Bea sighed, flipping absently through another bin of scarves. She pulled out a scarf. Plaid, thick wool, the kind meant for real winters. “Christmas is supposed to be cold. Snow, ice-skating, mistletoe.”

Lillian was deep into a rack of sundresses, fingers brushing the hem of one. “That’s just in the movies. In Australia, it’s hot.”

“What do you even do for Christmas when it’s hot?”

“Barbecues. Go to the beach. Try not to get sunburnt.”

“I mean, it sounds amazing. It just doesn’t sound like Christmas.”

“There’s still Christmas trees and Santas in all the malls. And sometimes we pretend it’s winter. Like people put inflatable snowmen and fake snow on their lawns. Or wear the ugly Christmas sweaters.”

Bea raised a brow. “In thirty-five-degree heat?”

Lillian gave a small shrug. “I guess even Aussies dream of a white Christmas.”

Bea huffed softly. “Hard to argue with Bing Crosby.”

They’d almost worked their way to the back of the store. Lillian’s basket was filled with potential items. Bea’s was still empty except for the white jacket Lillian had chosen for her earlier.

“Do you have a big family Christmas?” Lillian asked her.

“Yeah. My mom goes overboard with food. My dad complains about putting up the lights but does it anyway. All the relatives come over. We do gifts in the morning, nap through the afternoon, and eat leftovers for the next three days. Well, we used to, then all my little cousins hit their growth spurts and now we have to make sure we have Cheerios in the pantry as backup.”
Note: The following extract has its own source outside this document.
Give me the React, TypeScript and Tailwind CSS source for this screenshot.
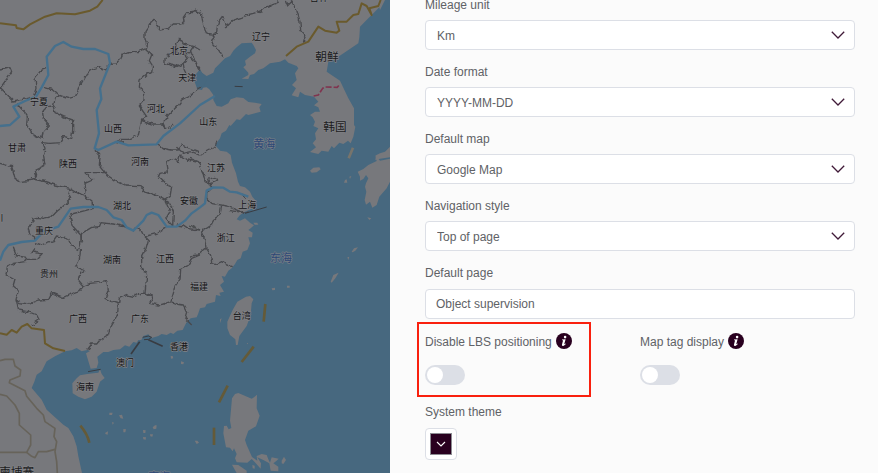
import { useState } from "react";
import React from "react";

type MapLabel = {
    text: string;
    x: number;
    y: number;
    kind?: "country" | "sea";
};

type SelectFieldProps = {
    id: string;
    label: string;
    options: string[];
};

type SwitchFieldProps = {
    id: string;
    label: string;
    marked?: boolean;
};

// map units are thirds of a pixel
const SEA =
    "M1155 0 L1140 30 1138 22 1115 45 1105 55 1080 80 1078 112 1075 130 1015 170 985 185 980 215 1020 242 1045 295 1062 325 1062 375 1066 380 1060 410 1052 430 1044 422 1030 432 1018 428 1002 445 995 438 985 455 965 452 955 462 945 460 930 456 948 442 938 430 948 418 945 400 955 385 940 378 945 365 938 352 930 345 945 335 960 335 955 322 942 316 955 305 942 290 915 285 900 275 895 292 875 286 888 265 876 255 890 240 885 220 895 205 890 198 865 188 855 178 840 185 810 190 790 205 775 210 762 222 750 225 745 237 725 236 745 225 745 218 730 202 738 195 735 182 750 170 765 160 768 150 760 135 755 128 725 130 710 142 700 152 690 168 675 175 655 195 645 205 640 218 620 228 608 220 598 215 592 228 585 232 585 245 595 265 620 262 628 268 640 285 640 300 650 318 665 320 685 310 692 298 710 292 730 294 745 306 765 308 785 312 778 322 782 335 745 345 738 342 720 360 710 358 692 378 688 375 678 392 665 400 660 415 645 435 660 452 680 455 692 465 696 488 708 520 714 545 720 558 735 562 750 575 757 590 768 603 768 615 758 625 735 635 720 645 710 658 720 662 735 655 750 668 762 676 752 685 745 690 758 698 756 712 745 712 750 730 742 750 728 755 722 775 712 780 705 792 695 805 685 812 675 830 665 828 672 845 660 855 672 875 658 878 662 888 648 885 645 905 620 912 615 922 600 925 595 940 590 952 572 955 558 970 548 990 532 992 520 1002 512 998 500 1005 485 1002 475 1008 455 1014 445 1003 430 1008 424 1020 415 1020 410 1028 400 1026 388 1040 375 1036 360 1048 340 1050 325 1056 310 1056 292 1070 295 1088 290 1104 272 1106 264 1080 258 1060 270 1053 262 1050 245 1054 230 1044 215 1051 195 1054 165 1069 140 1084 125 1114 110 1124 103 1145 95 1164 125 1199 140 1229 190 1274 205 1284 220 1309 230 1339 235 1369 246 1419 1170 1419 1170 0 Z";

const BOHAI_BAY = "M600 208 L588 222 584 245 592 268 606 270 620 240 Z";

const ISLANDS = [
    // hainan, taiwan
    "M240 1126 L262 1122 280 1120 295 1118 300 1108 305 1122 314 1134 300 1145 290 1175 275 1190 255 1198 235 1190 218 1180 217 1150 230 1135 Z",
    "M738 890 L750 888 760 898 755 910 752 945 740 978 718 1008 713 1035 708 1035 706 1018 690 1005 682 985 682 965 698 930 712 905 Z",
    // kyushu
    "M1126 465 L1130 483 1105 495 1090 507 1073 515 1080 530 1080 542 1090 537 1098 525 1105 535 1098 550 1095 560 1099 575 1094 600 1098 614 1110 605 1117 623 1130 615 1138 590 1160 565 1170 545 1170 476 1140 482 1130 470 Z",
    "M1126 480 L1128 466 1140 460 1155 455 1170 440 1170 472 1140 476 Z",
    // luzon
    "M705 1182 L715 1179 755 1196 762 1192 771 1184 770 1225 779 1247 768 1279 745 1292 735 1320 740 1335 756 1371 772 1382 770 1368 785 1362 800 1365 805 1378 810 1388 815 1372 836 1376 828 1384 820 1390 835 1400 835 1414 812 1412 808 1390 790 1380 772 1372 783 1390 782 1406 762 1384 755 1377 742 1388 710 1387 705 1375 710 1362 702 1345 698 1354 690 1343 678 1342 670 1300 672 1278 680 1277 686 1288 694 1284 690 1262 696 1195 Z",
    "M696 1394 L715 1395 740 1412 740 1419 710 1419 Z",
    "M845 1382 L852 1370 858 1380 850 1392 845 1390 Z",
    "M757 1395 L764 1397 764 1406 758 1405 Z",
    // small ones
    "M930 512 L940 503 958 502 962 508 950 517 935 518 Z",
    "M1035 540 L1040 538 1042 548 1032 548 Z M1048 530 L1054 528 1050 537 Z",
    "M1102 652 L1114 655 1108 660 Z",
    "M1055 755 L1062 745 1074 742 1066 752 1058 757 Z M1042 772 L1048 770 1045 780 Z",
    "M992 845 L1000 825 1012 820 1016 818 1006 835 995 848 Z",
    "M760 668 L772 668 775 674 764 674 Z",
    "M815 865 L825 863 825 870 817 871 Z M861 857 L869 857 869 863 861 863 Z",
    "M660 958 L665 955 660 970 Z M740 1029 L744 1029 743 1033 Z",
    "M512 1068 L518 1068 520 1075 513 1076 Z M543 1084 L552 1087 550 1093 543 1092 Z",
    "M328 1238 L338 1238 336 1245 328 1245 Z M357 1246 L366 1244 370 1256 362 1255 Z",
    "M336 1266 L342 1268 338 1274 Z M316 1298 L324 1294 323 1304 316 1302 Z",
    "M370 1287 L378 1288 376 1297 370 1297 Z M429 1290 L437 1291 436 1299 430 1299 Z",
    "M458 1282 L465 1276 470 1276 469 1286 461 1288 Z M450 1303 L459 1303 457 1310 451 1309 Z",
    "M429 1311 L438 1312 437 1319 430 1318 Z M584 1322 L592 1322 597 1328 590 1332 Z",
];

const BORDERS = [
    "M600 38 L585 30 575 38 560 38 550 52 552 65 540 72 520 72 505 85 480 90 470 78 472 60 458 58 448 75 435 95 435 120 442 138 438 150 455 165 448 182 458 198 455 218 440 222 420 240 418 262 430 272 432 300 418 318 440 350 425 360 420 385 415 405 385 418 360 418 350 430",
    "M440 145 L415 155 385 155 368 162 358 182 350 192 330 193 318 210 298 200 275 208 258 225 250 240 235 265 228 290 205 295 175 285 155 268 132 262",
    "M0 210 L30 203 35 215 18 240 0 265 20 285 38 303 75 297 100 290",
    "M138 206 L122 212 105 235 108 265 100 290",
    "M50 310 L72 335 82 350 80 375 95 400 125 415 130 395 148 375 130 355 128 335 140 320 160 318 165 295 178 285",
    "M160 320 L165 338 190 350 218 360 218 390 215 415 190 410 180 428 150 430 128 428 135 445 130 465 135 495 130 498 105 510 110 525 100 540 60 545 45 535 40 515 35 500 0 490",
    "M425 362 L460 372 492 372 495 388 520 375",
    "M495 388 L488 368 505 345 530 320 545 300 570 285 600 262",
    "M500 165 L530 155 527 130 540 118 550 132 580 140 570 155 555 165 565 175 550 190 530 200 510 195 495 190 495 175 510 168",
    "M550 192 L553 210 560 225 M580 138 L600 150 M570 170 L585 185 600 205",
    "M600 38 L605 45 608 65 615 90 620 100 648 103 655 65 668 48 680 80 700 60 725 52 740 45 760 40 790 30 805 18 830 10 835 0",
    "M570 35 L590 32 600 38",
    "M645 102 L635 125 650 140 660 155 672 175 M855 0 L862 18 875 5 890 30 900 65 902 90 915 110 910 128",
    "M570 160 L585 175 590 195 600 212",
    "M285 450 L300 470 298 495 318 520 325 528 350 545 378 558 420 560 440 575 460 582 490 598 510 612 520 635 518 678",
    "M318 518 L255 518 278 540 255 550 258 575 255 588 280 610 280 625 255 632 215 642 210 655 218 678 242 705 245 725",
    "M90 535 L130 543 165 555 210 565 235 580 265 590 M210 565 L205 585 212 595 195 615 175 630 155 650 130 655 110 652 95 655 100 665 85 685 90 702 105 712 100 725",
    "M105 728 L125 735 140 728 160 722 170 708 205 718 215 738 235 752 242 730 245 700 275 682 295 680 300 668 340 672 370 680 395 690 420 685 430 705 445 720 438 745 425 770 425 800 440 825 435 880",
    "M242 750 L238 780 228 800 255 812 238 825 235 840 250 858 240 872 205 885 190 892 155 878 145 898 115 900 85 912 60 908 48 900 55 870 40 858 45 840 18 825 22 800 40 790 75 785 80 772 50 768 40 740",
    "M98 755 L125 762 110 778 80 778 M105 745 L95 760",
    "M248 860 L270 850 290 848 320 842 325 870 315 895 335 905 355 912 358 895 380 885 400 890 420 880 435 880 460 888 448 910 475 915 490 912 512 905 520 880 525 858 540 838 542 808 560 800 575 775 600 765",
    "M355 915 L352 945 330 982 325 1005 300 1020 290 1032 275 1032 262 1050",
    "M512 905 L530 912 550 915 560 935 555 955 575 975",
    "M50 900 L55 930 85 935 110 945 118 960 95 975",
    "M435 710 L470 700 498 682",
    "M530 675 L550 678 560 685 600 690",
    "M520 680 L498 655 510 635 495 600 510 590 515 560 495 550 475 530 480 520 505 515 500 485 515 475 535 485 540 465 560 480 600 488",
    "M350 428 L375 425 M470 432 L490 445 515 450 535 450 545 435 570 445 595 455 M530 442 L550 460 575 455 600 465 625 450 645 440 650 425",
    "M570 475 L595 485 600 500 610 520 615 545 630 552 650 540 645 532 625 538 635 565 620 580 620 595 635 610 680 618 705 628 735 640",
    "M665 618 L660 645 645 655 635 675 605 695 615 720 618 745 595 765 570 768 M570 675 L600 690",
    "M618 748 L632 765 635 788 650 792 665 785 680 795 698 800",
    "M725 582 L740 595 M690 632 L745 640",
];

const RIVERS = [
    "M0 378 L30 375 58 350 40 320 75 303 108 290 125 262 145 225 140 170 165 138 190 126 215 140 250 147 285 147 325 162 330 190 300 265 304 297 290 330 297 400 284 445 295 450 350 425 385 436 470 433 490 408 540 370 600 315 645 288",
    "M0 782 L10 755 25 735 65 726 105 722 130 695 175 680 212 626 250 621 295 621 320 630 340 652 365 660 380 682 400 692 430 662 440 645 455 638 475 645 500 680 530 680 555 662 575 640 600 622 615 610 620 572 640 562 670 563 690 575 710 577 745 590",
];

const ROADS = [
    "M0 70 L48 76 50 84 70 88 90 73 135 50 170 40 225 43 270 32 292 20 308 0",
    "M858 168 L890 140 925 125 955 80 975 92 1010 98 1018 92 1010 65 1040 65 1060 45 1075 42 1085 10 1100 18 1115 45 1108 25 1135 18 1142 0",
    "M0 1000 L20 1004 35 990 50 998 65 980 82 972 95 985 132 990 135 1030 160 1045 195 1053",
];

const TRAILS = [
    "M0 1082 L15 1078 40 1078 45 1098 62 1110 60 1128 30 1140 28 1148 75 1172 80 1189 110 1225 130 1245 135 1265 165 1285 162 1310 170 1325 165 1355 170 1385 172 1419",
    "M0 1183 L20 1188 45 1215 58 1240 58 1275 92 1305 92 1335 80 1357 0 1357",
    "M80 1357 L95 1369 105 1373 115 1355 140 1355 165 1348",
];

const DASHES = [
    "M796 912 L791 965",
    "M761 1040 L725 1086",
    "M683 1157 L657 1207",
    "M642 1283 L642 1335",
    "M241 1277 C254 1292 264 1310 268 1328",
];

const LABELS: MapLabel[] = [
    { text: "北京", x: 537, y: 151 },
    { text: "天津", x: 562, y: 233 },
    { text: "宁夏", x: 117, y: 303 },
    { text: "河北", x: 467, y: 325 },
    { text: "山西", x: 339, y: 385 },
    { text: "甘肃", x: 51, y: 442 },
    { text: "辽宁", x: 783, y: 110 },
    { text: "吉林", x: 956, y: -7 },
    { text: "朝鲜", x: 981, y: 165, kind: "country" },
    { text: "韩国", x: 1005, y: 377, kind: "country" },
    { text: "黄海", x: 793, y: 428, kind: "sea" },
    { text: "东海", x: 843, y: 770, kind: "sea" },
    { text: "南海", x: 478, y: 1429, kind: "sea" },
    { text: "山东", x: 625, y: 365 },
    { text: "陕西", x: 204, y: 490 },
    { text: "河南", x: 420, y: 484 },
    { text: "湖北", x: 366, y: 616 },
    { text: "安徽", x: 567, y: 601 },
    { text: "四川", x: -17, y: 652 },
    { text: "重庆", x: 132, y: 691 },
    { text: "贵州", x: 147, y: 820 },
    { text: "湖南", x: 336, y: 778 },
    { text: "江西", x: 495, y: 775 },
    { text: "江苏", x: 648, y: 503 },
    { text: "上海", x: 742, y: 614 },
    { text: "浙江", x: 677, y: 713 },
    { text: "福建", x: 597, y: 858 },
    { text: "台湾", x: 725, y: 947 },
    { text: "广西", x: 234, y: 955 },
    { text: "广东", x: 420, y: 955 },
    { text: "香港", x: 537, y: 1040 },
    { text: "澳门", x: 375, y: 1087 },
    { text: "海南", x: 255, y: 1159 },
    { text: "柬埔寨", x: 50, y: 1411, kind: "country" },
];

function labelClass(kind?: string) {
    if (kind === "country") return "text-[35px] fill-[#1c1c1e] stroke-[#818286]";
    if (kind === "sea") return "text-[33px] fill-[#2c4877] stroke-[#757c85]";
    return "text-[27px] fill-[#151517] stroke-[#818286]";
}

function MapView() {
    return (
        <svg
            className="block w-full h-full font-['Noto_Sans_CJK_SC',sans-serif]"
            viewBox="0 0 1170 1419"
            preserveAspectRatio="xMinYMin slice"
            fill="none"
            strokeLinejoin="round"
            role="img"
            aria-label="Map"
        >
            <defs>
                <filter id="rough" filterUnits="userSpaceOnUse" x="0" y="0" width="1170" height="1419">
                    <feTurbulence type="fractalNoise" baseFrequency="0.06" numOctaves="2" seed="4" />
                    <feDisplacementMap in="SourceGraphic" scale="14" xChannelSelector="R" yChannelSelector="G" />
                </filter>
            </defs>
            <rect width="1170" height="1419" fill="#77787c" />
            <path d={SEA} fill="#47687f" />
            <path d={BOHAI_BAY} fill="#47687f" />
            {ISLANDS.map((d, i) => <path key={i} d={d} fill="#77787c" />)}
            <g stroke="#48494d" strokeWidth="4" filter="url(#rough)">
                {BORDERS.map((d, i) => <path key={i} d={d} />)}
            </g>
            <g stroke="#45708d" strokeWidth="7">
                {RIVERS.map((d, i) => <path key={i} d={d} />)}
            </g>
            <g stroke="#67635a" strokeWidth="5">
                {TRAILS.map((d, i) => <path key={i} d={d} />)}
            </g>
            <g stroke="#6a5a2d" strokeWidth="6">
                {ROADS.map((d, i) => <path key={i} d={d} />)}
            </g>
            <g stroke="#645a38" strokeWidth="8">
                {DASHES.map((d, i) => <path key={i} d={d} />)}
            </g>
            <path d="M1059 443 L1046 475" stroke="#77746c" strokeWidth="8" />
            <path d="M941 288 L955 285 968 265 975 261 1012 262 1020 252" stroke="#80344f" strokeWidth="5" strokeDasharray="18 6" />
            <g stroke="#393c42" strokeWidth="5">
                <path d="M419 1025 L393 1062" />
                <path d="M445 1019 L488 1039" />
                <path d="M264 1115 L302 1108" strokeWidth="3" />
                <path d="M704 259 L728 260" strokeWidth="3" />
                <path d="M735 640 L800 621" strokeWidth="3" />
                <path d="M428 1012 L445 1008 455 1012 446 1018 432 1019" strokeWidth="3" />
            </g>
            {LABELS.map((label) => (
                <text
                    key={label.text}
                    x={label.x}
                    y={label.y}
                    textAnchor="middle"
                    dominantBaseline="central"
                    strokeWidth="4"
                    paintOrder="stroke"
                    className={labelClass(label.kind)}
                >
                    {label.text}
                </text>
            ))}
        </svg>
    );
}

function SelectField({ id, label, options }: SelectFieldProps) {
    return (
        <div className="flex flex-col gap-[10px]">
            <label htmlFor={id} className="leading-[10px]">{label}</label>
            <div className="relative">
                <select id={id} className="block w-full h-[30px] appearance-none rounded-[4px] border border-[#dcdfe6] bg-white pt-px pl-[11px] pr-10 outline-none">
                    {options.map((option) => <option key={option}>{option}</option>)}
                </select>
                <svg viewBox="0 0 14 8" fill="none" stroke="#401a38" strokeWidth={1.3} className="pointer-events-none absolute right-[10px] top-[11px] w-[14px] h-[8px]">
                    <path d="M0.8 0.8 7 7 13.2 0.8" />
                </svg>
            </div>
        </div>
    );
}

function InfoIcon() {
    return (
        <svg viewBox="0 0 16 16" className="w-4 h-4" aria-hidden="true">
            <circle cx="8" cy="8" r="8" fill="#29001f" />
            <circle cx="9.1" cy="4.1" r="1.3" fill="#fff" />
            <path d="M6 6.6 9.6 6.2 8.2 11.3 9.6 10.6 9.8 11.1C8.8 12.4 7.8 13 6.9 12.9 6 12.8 5.8 12.2 6 11.4L7.1 7.3 6 7.2Z" fill="#fff" />
        </svg>
    );
}

function SwitchField({ id, label, marked }: SwitchFieldProps) {
    const [checked, setChecked] = useState<boolean>(false);
    return (
        <div className="relative flex flex-col gap-4">
            <div className="flex items-end gap-1 h-4">
                <label htmlFor={id} className="leading-[14px]">{label}</label>
                <button type="button" aria-label={`About ${label}`} className="cursor-pointer">
                    <InfoIcon />
                </button>
            </div>
            <input
                id={id}
                type="checkbox"
                role="switch"
                checked={checked}
                onChange={() => setChecked(!checked)}
                className="appearance-none flex items-center w-10 h-5 rounded-full bg-[#dcdfe6] px-[2px] cursor-pointer before:block before:w-4 before:h-4 before:rounded-full before:bg-white checked:bg-[#29001f] checked:justify-end"
            />
            {marked && <div className="pointer-events-none absolute -left-2 -top-[11px] w-[174px] h-[75px] border-2 border-[#f9200e]" />}
        </div>
    );
}

export default function App() {
    return (
        <div className="flex h-screen overflow-hidden bg-[#fbfbfb] font-['Liberation_Sans',Arial,sans-serif] text-[12px] text-[#606266]">
            <div className="flex-1 min-w-0 bg-[#77787c]">
                <MapView />
            </div>
            <form className="flex flex-col w-[488px] shrink-0 pl-[35px] pr-[23px]">
                <div className="flex flex-col gap-[17px]">
                    <SelectField id="mileage" label="Mileage unit" options={["Km", "Mile"]} />
                    <SelectField id="date" label="Date format" options={["YYYY-MM-DD", "DD-MM-YYYY"]} />
                    <SelectField id="map" label="Default map" options={["Google Map", "OpenStreetMap"]} />
                    <SelectField id="nav" label="Navigation style" options={["Top of page", "Left of page"]} />
                    <div className="flex flex-col gap-[11px]">
                        <label htmlFor="page" className="leading-[10px]">Default page</label>
                        <input id="page" type="text" defaultValue="Object supervision" className="w-full h-[30px] rounded-[4px] border border-[#dcdfe6] bg-white px-[10px] outline-none" />
                    </div>
                </div>
                <div className="grid grid-cols-2 pt-[14px]">
                    <SwitchField id="lbs" label="Disable LBS positioning" marked />
                    <SwitchField id="tags" label="Map tag display" />
                </div>
                <div className="flex flex-col items-start gap-[11px] pt-[22px]">
                    <p id="theme" className="leading-[10px]">System theme</p>
                    <button type="button" aria-labelledby="theme" className="flex items-center justify-center w-8 h-8 rounded-[4px] border border-[#dcdfe6] bg-white cursor-pointer">
                        <span className="flex items-center justify-center w-[22px] h-[22px] border border-[#8c8c92] bg-[#29001f]">
                            <svg viewBox="0 0 10 6" fill="none" stroke="#fff" strokeWidth={1.1} className="w-[10px] h-[6px]">
                                <path d="M1 1 5 5 9 1" />
                            </svg>
                        </span>
                    </button>
                </div>
            </form>
        </div>
    );
}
Lillian smiled, turning over a delicate blouse, eyes fixed on the stitching. “That sounds fun.”

“It’s the best.” Bea’s voice dipped. “I wouldn’t miss it.”

She considered a silver dress—it had potential—then placed it into her basket.

“I’d take hot weather and the beach over cold and snow any day of the week. Except Christmas,” she said. Lillian looked up, and Bea offered a faint smile. “That’s the one time snow should exist.”